I enjoy writing but I’d also really love it if I could get more people to read it regularly without needing to pimp myself to achieve that. I get that The Grind basically requires you do that but I’m not here selling self-help seminars, muscle enhancers, or my questionable artwork. I write because I love it. I read because I’m interested in other people’s thoughts and takes. I learn because of these things. Connection should’ve been the purpose behind all of this but instead we’re still screaming and advertising.

At least with my Wix blog, I don’t have to deal with all that shit. I can just post whatever weird-ass thing comes into my orbit and hope that somebody else wants to learn more. Should I figure out how to do SEO better? Maybe, but I have little interest in monetizing. I have other plans for those goals that don’t involve me making posts about the 500 articles I’ve save in Pocket for four months or all sorts of random subjects (old dead poets, backgammon, eggs, disco, survivors of plane falls, pilcrows, etc.). [1] I already hate how social media is so focused on arguments and sales pitches - blogging’s supposed to be the respite from those things.


So, yeah, 2024’s posts are going to focus (almost) exclusively on my main blog and just getting back into the groove of posting there with more frequency. No guarantees I’ll be regular with those entries but I’ll keep trying. While I’m not deleting this Substack page (perhaps against better judgement), don’t expect anything more than just summaries directing you to the other place. I blog because I need to dump things from my brain and wish to share what I find. I can no longer do that through this place or its format of choice.

This isn’t a goodbye but rather a “Catch you on the flip side.”


[1] Those particular eggs are going into the “I’m writing a novel” bucket, something I’m now getting more serious about after two decades of fits and starts.


Thoughts Not Mentioned (Pardon the Rambles)


  • I've been unimpressed with Substack for the past year for the same reason I was frustrated with Medium: the disconnect to what is promised versus what you're actually getting. Both are/were touted as cleaner, more efficient ways to blog and get eyeballs on your work. What actually occurs (as with everything else online these days) is that only the established or the grubby get anything out of it.

    • Used to work for the New York Times? Great, you already have readers.

    • Trying to sell some self-help seminars or boner pills? Promote yourself in a hundred other comments sections like an 8-hour job and you might get something eventually.

      • If what you're selling sounds like something that'd appear on the podcast If Books Could Kill, I'm not interested in taking you seriously.

    • I'm not doing this for financial gain - I write because I enjoy the process of writing, wish to bolster my writing skills into something better, and share whatever geeky thing is taking up space in my brain at the moment.

  • Oddly enough, the best place to blog I've tried was also the one that didn't really promote writing: Tumblr.

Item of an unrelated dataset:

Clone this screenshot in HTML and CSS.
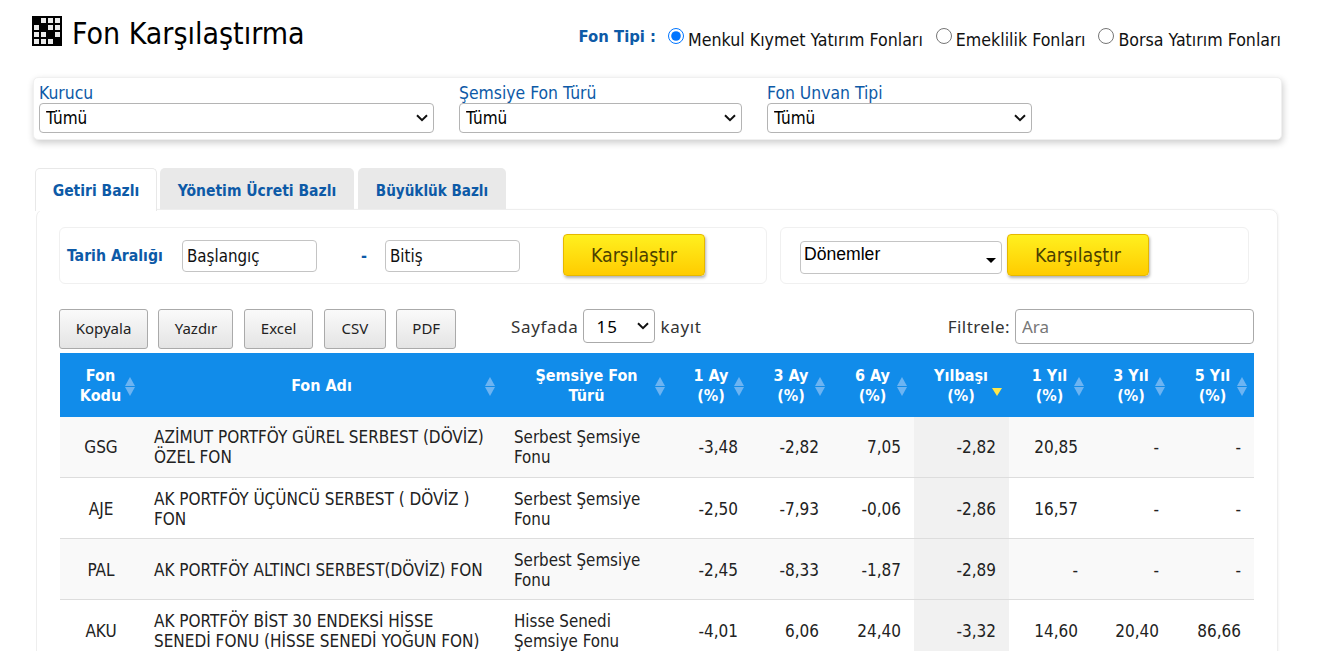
FILE: index.html
```html
<!DOCTYPE html>
<html lang="tr">
<head>
<meta charset="utf-8">
<title>Fon Karşılaştırma</title>
<link rel="stylesheet" href="styles.css">
</head>
<body>
<div class="page">
  <header class="top">
    <h1 class="title">
      <svg class="logo" width="30" height="30" viewBox="0 0 30 30"><rect width="30" height="30" fill="#000"/><g fill="#fff" opacity=".92"><rect x="9" y="2" width="5" height="5"/><rect x="16" y="2" width="5" height="5"/><rect x="23" y="2" width="5" height="5"/><rect x="2" y="9" width="5" height="5"/><rect x="16" y="9" width="5" height="5"/><rect x="23" y="9" width="5" height="5"/><rect x="2" y="16" width="5" height="5"/><rect x="9" y="16" width="5" height="5"/><rect x="23" y="16" width="5" height="5"/><rect x="2" y="23" width="5" height="5"/><rect x="9" y="23" width="5" height="5"/><rect x="16" y="23" width="5" height="5"/></g></svg>
      <span>Fon Karşılaştırma</span>
    </h1>
    <div class="fund-type">
      <span class="fund-label">Fon Tipi :</span>
      <label class="radio"><input type="radio" name="t" checked><span>Menkul Kıymet Yatırım Fonları</span></label>
      <label class="radio"><input type="radio" name="t"><span>Emeklilik Fonları</span></label>
      <label class="radio"><input type="radio" name="t"><span>Borsa Yatırım Fonları</span></label>
    </div>
  </header>

  <section class="filters">
    <div class="filter f1"><label>Kurucu</label><select class="sel"><option>Tümü</option></select></div>
    <div class="filter f2"><label>Şemsiye Fon Türü</label><select class="sel"><option>Tümü</option></select></div>
    <div class="filter f3"><label>Fon Unvan Tipi</label><select class="sel"><option>Tümü</option></select></div>
  </section>

  <nav class="tabs">
    <a class="tab active">Getiri Bazlı</a>
    <a class="tab t2">Yönetim Ücreti Bazlı</a>
    <a class="tab t3">Büyüklük Bazlı</a>
  </nav>

  <section class="panel">
    <div class="ranges">
      <div class="range r1">
        <span class="range-label">Tarih Aralığı</span>
        <input class="date" placeholder="Başlangıç">
        <span class="dash">-</span>
        <input class="date" placeholder="Bitiş">
        <button class="go go1">Karşılaştır</button>
      </div>
      <div class="range r2">
        <div class="period"><span>Dönemler</span><i class="caret"></i></div>
        <button class="go">Karşılaştır</button>
      </div>
    </div>

    <div class="tools">
      <div class="btns">
        <button class="tbtn b1">Kopyala</button>
        <button class="tbtn b2">Yazdır</button>
        <button class="tbtn b3">Excel</button>
        <button class="tbtn b4">CSV</button>
        <button class="tbtn b5">PDF</button>
      </div>
      <div class="length">Sayfada <select class="len"><option>15</option></select> kayıt</div>
      <div class="search">Filtrele: <input class="search-in" placeholder="Ara"></div>
    </div>

    <table class="grid">
      <colgroup>
        <col class="c1"><col class="c2"><col class="c3"><col class="c4"><col class="c5"><col class="c6"><col class="c7"><col class="c8"><col class="c9"><col class="c10">
      </colgroup>
      <thead>
        <tr>
          <th><span class="h">Fon<br>Kodu</span><i class="sort"></i></th>
          <th><span class="h">Fon Adı</span><i class="sort"></i></th>
          <th><span class="h">Şemsiye Fon<br>Türü</span><i class="sort"></i></th>
          <th><span class="h">1 Ay<br>(%)</span><i class="sort"></i></th>
          <th><span class="h">3 Ay<br>(%)</span><i class="sort"></i></th>
          <th><span class="h">6 Ay<br>(%)</span><i class="sort"></i></th>
          <th><span class="h">Yılbaşı<br>(%)</span><i class="sort-on"></i></th>
          <th><span class="h">1 Yıl<br>(%)</span><i class="sort"></i></th>
          <th><span class="h">3 Yıl<br>(%)</span><i class="sort"></i></th>
          <th><span class="h">5 Yıl<br>(%)</span><i class="sort"></i></th>
        </tr>
      </thead>
      <tbody>
        <tr class="odd">
          <td class="code">GSG</td><td class="name">AZİMUT PORTFÖY GÜREL SERBEST (DÖVİZ) ÖZEL FON</td><td class="name type">Serbest Şemsiye Fonu</td>
          <td class="n">-3,48</td><td class="n">-2,82</td><td class="n">7,05</td><td class="n sorted">-2,82</td><td class="n">20,85</td><td class="n">-</td><td class="n">-</td>
        </tr>
        <tr>
          <td class="code">AJE</td><td class="name">AK PORTFÖY ÜÇÜNCÜ SERBEST ( DÖVİZ ) FON</td><td class="name type">Serbest Şemsiye Fonu</td>
          <td class="n">-2,50</td><td class="n">-7,93</td><td class="n">-0,06</td><td class="n sorted">-2,86</td><td class="n">16,57</td><td class="n">-</td><td class="n">-</td>
        </tr>
        <tr class="odd">
          <td class="code">PAL</td><td class="name">AK PORTFÖY ALTINCI SERBEST(DÖVİZ) FON</td><td class="name type">Serbest Şemsiye Fonu</td>
          <td class="n">-2,45</td><td class="n">-8,33</td><td class="n">-1,87</td><td class="n sorted">-2,89</td><td class="n">-</td><td class="n">-</td><td class="n">-</td>
        </tr>
        <tr>
          <td class="code">AKU</td><td class="name">AK PORTFÖY BİST 30 ENDEKSİ HİSSE SENEDİ FONU (HİSSE SENEDİ YOĞUN FON)</td><td class="name type">Hisse Senedi Şemsiye Fonu</td>
          <td class="n">-4,01</td><td class="n">6,06</td><td class="n">24,40</td><td class="n sorted">-3,32</td><td class="n">14,60</td><td class="n">20,40</td><td class="n">86,66</td>
        </tr>
      </tbody>
    </table>
  </section>
</div>
</body>
</html>
```
FILE: styles.css
```css
* { box-sizing: border-box; }
html, body { margin: 0; height: 651px; overflow: hidden; background: #fff; }
body { font-family: "DejaVu Sans Condensed", "DejaVu Sans", sans-serif; font-stretch: condensed; color: #111; }

.page { width: 1250px; margin-left: 32px; }

.top { display: flex; justify-content: space-between; height: 77px; }
.title { display: flex; align-items: flex-start; margin: 16px 0 0; font-size: 30px; font-weight: 400; line-height: 35px; color: #000; }
.logo { display: block; margin-right: 10px; }

.fund-type { display: flex; align-items: flex-start; padding-top: 27px; font-size: 17.65px; line-height: 20px; }
.fund-label { color: #0d5aa7; font-size: 16.5px; font-weight: 700; margin-right: 12px; }
.radio { display: flex; margin-right: 13px; }
.radio:last-child { margin-right: 1px; }
.radio input { width: 16px; height: 16px; margin: 1px 4px 0 0; accent-color: #0075ff; }
.radio span { padding-top: 3px; }

.filters { display: flex; height: 63px; margin-left: 1px; padding: 5px 5px 6px; background: #fff; border: 1px solid #f0f0f0; border-radius: 5px; box-shadow: 1px 3px 7px rgba(0,0,0,.2); }
.filter label { display: block; height: 20px; font-size: 17.4px; line-height: 20px; color: #0d5aa7; }
.sel, .len { appearance: none; background: #fff url("data:image/svg+xml,%3Csvg xmlns='http://www.w3.org/2000/svg' width='12' height='8' viewBox='0 0 12 8'%3E%3Cpath d='M1 1.2l5 5 5-5' fill='none' stroke='%23111' stroke-width='2'/%3E%3C/svg%3E") no-repeat right 5px center; }
.sel { display: block; height: 30px; font: inherit; font-size: 17px; color: #000; border: 1px solid #b4b4b4; border-radius: 4px; padding-left: 6px; }
.f1 { width: 420px; } .f1 .sel { width: 395px; }
.f2 { width: 308px; } .f2 .sel { width: 283px; }
.f3 .sel { width: 265px; }

.tabs { display: flex; height: 41px; margin: 28px 0 0 3px; position: relative; z-index: 1; }
.tab { display: flex; align-items: center; justify-content: center; height: 41px; padding-top: 5px; margin-right: 3px; font-size: 15.5px; font-weight: 700; color: #0d5aa7; background: #e9e9e9; border-radius: 5px 5px 0 0; }
.tab.active { width: 122px; height: 43px; padding-top: 1px; background: #fff; border: 1px solid #e8e8e8; border-bottom: 0; }
.t2 { width: 194px; margin-right: 4px; }
.t3 { width: 148px; font-size: 15.1px; }

.panel { width: 1242px; height: 460px; margin: 0 0 0 4px; padding: 17px 23px 0 22px; border: 1px solid #eee; border-radius: 8px 8px 0 0; box-shadow: 1px 0 2px rgba(0,0,0,.04); }

.ranges { display: flex; gap: 13px; height: 57px; margin-bottom: 25px; }
.range { display: flex; align-items: center; height: 57px; border: 1px solid #f0f0f0; border-radius: 6px; }
.r1 { width: 708px; padding-left: 7px; }
.r2 { width: 469px; padding-left: 19px; }
.range-label { width: 115px; font-size: 15.7px; font-weight: 700; color: #0d5aa7; }
.date { width: 135px; height: 32px; padding: 0 4px; font: inherit; font-size: 16.8px; border: 1px solid #c4c4c4; border-radius: 4px; }
.date::placeholder { color: #111; opacity: 1; }
.dash { width: 68px; padding-right: 18px; text-align: right; font-size: 16px; font-weight: 700; color: #0d5aa7; }
.go { width: 142px; height: 42px; margin-bottom: 2px; padding: 2px 0 0; font: inherit; font-size: 19.3px; color: #4b4000; background: linear-gradient(#fff01f, #ffcc00); border: 1px solid #e6b800; border-radius: 4px; box-shadow: 1px 2px 3px rgba(0,0,0,.3); }
.go1 { margin-left: 43px; }
.period { display: flex; justify-content: space-between; width: 202px; height: 33px; margin: 4px 5px 0 0; padding: 2px 0 0 3px; font-family: "Liberation Sans", sans-serif; font-size: 17.6px; color: #000; border: 1px solid #c4c4c4; border-radius: 4px; position: relative; }
.caret { position: absolute; right: 5px; top: 16px; border-style: solid; border-width: 5px 5px 0; border-color: #000 transparent transparent; }

.tools { display: flex; align-items: flex-start; height: 44px; }
.btns { display: flex; gap: 10.45px; width: 452px; }
.tbtn { height: 40px; font: inherit; font-family: "Noto Sans", sans-serif; font-size: 15px; color: #222; background: linear-gradient(#fafafa, #e4e4e4); border: 1px solid #aaa; border-radius: 3px; padding: 0 0 2px; }
.b1 { width: 89px; } .b2 { width: 75px; } .b3 { width: 69.5px; } .b4 { width: 62px; } .b5 { width: 60px; }
.length { display: flex; align-items: center; gap: 5px; height: 34px; font-family: "Noto Sans", sans-serif; font-size: 17px; letter-spacing: .65px; color: #333; }
.len { width: 72px; height: 34px; padding-left: 12px; font: inherit; letter-spacing: 1px; color: #000; border: 1px solid #aaa; border-radius: 4px; }
.search { display: flex; align-items: center; gap: 5px; height: 35px; margin-left: auto; font-family: "Noto Sans", sans-serif; font-size: 17px; letter-spacing: .4px; color: #333; }
.search-in { width: 239px; height: 35px; padding: 0 6px; font: inherit; border: 1px solid #aaa; border-radius: 4px; }
.search-in::placeholder { color: #777; opacity: 1; }

.grid { width: 1194px; margin-left: 1px; border-collapse: separate; border-spacing: 0; table-layout: fixed; }
.c1 { width: 82px; } .c2 { width: 360px; } .c3 { width: 170px; } .c4 { width: 79px; } .c5 { width: 81px; } .c6 { width: 82px; } .c7 { width: 95px; } .c8 { width: 82px; } .c9 { width: 81px; } .c10 { width: 82px; }
.grid th { position: relative; height: 64px; padding: 2px 1px 0 0; background: #118cea; color: #fff; font-size: 16px; line-height: 20px; font-weight: 700; text-align: center; }
.grid td { height: 61px; padding: 0 13px 0 12px; font-size: 17px; line-height: 20px; color: #222; border-bottom: 1px solid #ddd; }
.grid tbody tr + tr td { padding-top: 2px; }
.odd td { background: #f9f9f9; }
.grid .code { text-align: center; padding-left: 0; padding-right: 0; }
.grid .name { padding-right: 10px; }
.grid .type { font-size: 16.8px; }
.grid .n { text-align: right; }
.grid .sorted { background: #f1f1f1; }
.sort, .sort-on { position: absolute; right: 6px; top: 24px; width: 11px; height: 19px; }
.sort::before, .sort::after, .sort-on::after { content: ""; position: absolute; left: 0; border-style: solid; border-color: transparent; }
.sort::before { top: 0; border-width: 0 5.5px 9px; border-bottom-color: #6db4f2; }
.sort::after { bottom: 0; border-width: 9px 5.5px 0; border-top-color: #6db4f2; }
.sort-on::after { bottom: 0; border-width: 8px 5.5px 0; border-top-color: #ffe74a; }
```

While I didn't mention it in my Substack post, it was my most successful blog for a while and I usually enjoyed posting/reposting pictures and albums on there.

    • Even though I was outside of the intended demographic - it catered to teens while I was in my mid-to-late twenties - the vibes were pretty good save for the problematic bits (seeing my feed filled with Steven Universe fans arguing with each other daily about a show I've never watched was irritating). It was still a long way better than where I went to kill time (Anonymous-era 4chan, 2004-2009). Some residual cringe due to the passing of time has been felt, maybe, but never severe depression due to the lack of faith in humanity I used to feel before then.

  • Finding out that Substack's got an Nazi problem and their leadership's lackluster response has given me serious pause about using it ever again. I might just park my ass here on Wix and maybe get my own domain with Ghost.io at some point in the near future.

    • Aside from finding those views morally reprehensible and viscerally disgusting, I have loved ones who are/would be actively targeted by those groups on multiple fronts. If there's any more traction for this shit, I know some people who'll be dead before I can even say goodbye to them. This isn't just about sour grapes. This is legitimately dangerous.

  • Similarly, these sites (Substack, Medium, etc.) often feel like just social media with the capability to blog but not as blogging services themselves like Blogspot or Wordpress. They simplified the older models but it feels like a deal with the devil was made in exchange to treat it like Facebook or Twitter and I don't want that. Just simpler blogging, please.

    • I sometimes think about it like someone holding out a bunch of dog treats and all of the writers are trying to be "the doggies" who bark the loudest for those treats...

  • Rant time: It kills me whenever someone wants to drag out Free Speech to bludgeon any criticism towards something they've said or done. Did something change from when I took civics in high school? My understanding is that free speech in the context everyone wants to use it is a.) specific to how it's described in the United States Constitution (which only governs one country in the whole world and doesn't apply outside said country) and b.) only pertains legally to how the U.S. Federal Government cannot take action against someone for something they've said or written.

    • It doesn't actually absolve anyone from accountability or consequences socially for something they've expressed. It doesn't stop businesses from deciding they don't want you associated with them. It doesn't mean you can just insult and threaten anyone with no repercussions. It just means the U.S. government can't jail or fine you for what you've said. Nothing more, nothing less.

    • Put more simply:

      • If you're acting like an asshole on a particular website, that website's allowed within their rights to kick you off and ban you for life. If you don't like that, tough shit - they're a business and the most you can do is either move on or boycott.

      • I'd also be allowed to call you out in the comments and say that you're being an asshole, which you can either ignore me or throw a fucking tantrum like a toddler.

      • If it's my own blog, I can just tell you to piss off and block you myself.

      • The U.S. Government wouldn't be allowed to enact any punishment towards you, though, except shrug and say "Out of my jurisdiction."

      • Just because they can't do anything about bad behavior online doesn't mean the rest of us have to lie down and just take the abuse.

  • The stuff about Simon Reynolds's Guardian post mostly applies but I'll also admit that my lack of readership was due to laziness on my part. I'm guilty of not spending time in properly engaging with other bloggers and communicating with them in a way that attracts readers, something I'm remedying in 2024.

    • Being more a general-focus blog also doesn't help (specialist blogs tend to get more interest) but, like I said before: I want to get readers but also want to talk about whatever's interesting to me first. It'd be great to build that readership organically and I'm certain that trying to grub my way to one is going to be counter-productive overall. Fingers crossed that I can make that turnaround without too much trouble.